7. Practical Aspects and Limitations

For applied sequence modeling, a one-layer Transformer comprises tokenization, embedding, positional encoding, attention, masking (for future and padding), and a linear output projection (Kämäräinen, 26 Feb 2025). Each component is modular and critical:

Tokenization/embedding: maps sequence symbols to vectors.
Positional encoding: injects order, using sinusoidal or rotary encodings.
Masking: enforces causality and ignores padding.
Attention: computes soft correlations across tokens.
Un-embedding (output layer): projects internal representations to output logits.

The toy model is highly effective for memorization and basic associative mapping but fails to generalize or reason for compositional tasks. Without positional encoding, the model cannot distinguish permutations of identical token sequences. Masking must be implemented carefully to prevent "peeking" at future tokens during training or inference.

Precomputing optimizations, such as those for rotary embeddings (RoPE), can dramatically accelerate inference for models with only one layer, since the computation depends solely on static embeddings and fixed weights (Graef, 20 Feb 2024). However, depth is typically required for algorithmic reasoning and compositionality.

Summary

The one-layer Transformer toy model provides a mathematically tractable setting for dissecting the internal mechanics of attention-based architectures.
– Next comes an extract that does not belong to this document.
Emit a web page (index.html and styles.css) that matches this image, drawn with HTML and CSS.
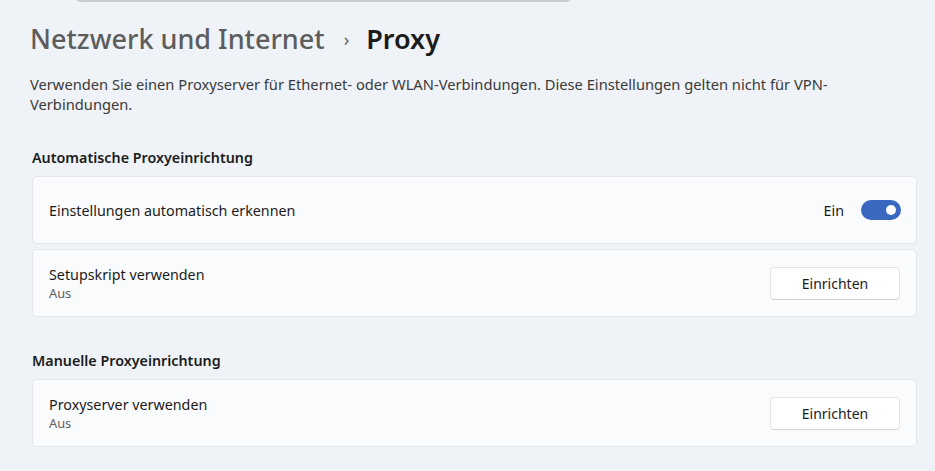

Key findings include its universal approximation capacity for continuous functions, memorization power, low-rank and sparse structure emergence, attention head specialization, and efficacy in implementing both parametric and nonparametric sequence modeling algorithms. However, single-layer depth imposes strict compositional and generalization limits, hinting at the necessity for stacking layers to enable complex reasoning and abstraction. These insights collectively deepen the theoretical understanding of Transformer networks and guide the design of efficient and interpretable sequence models.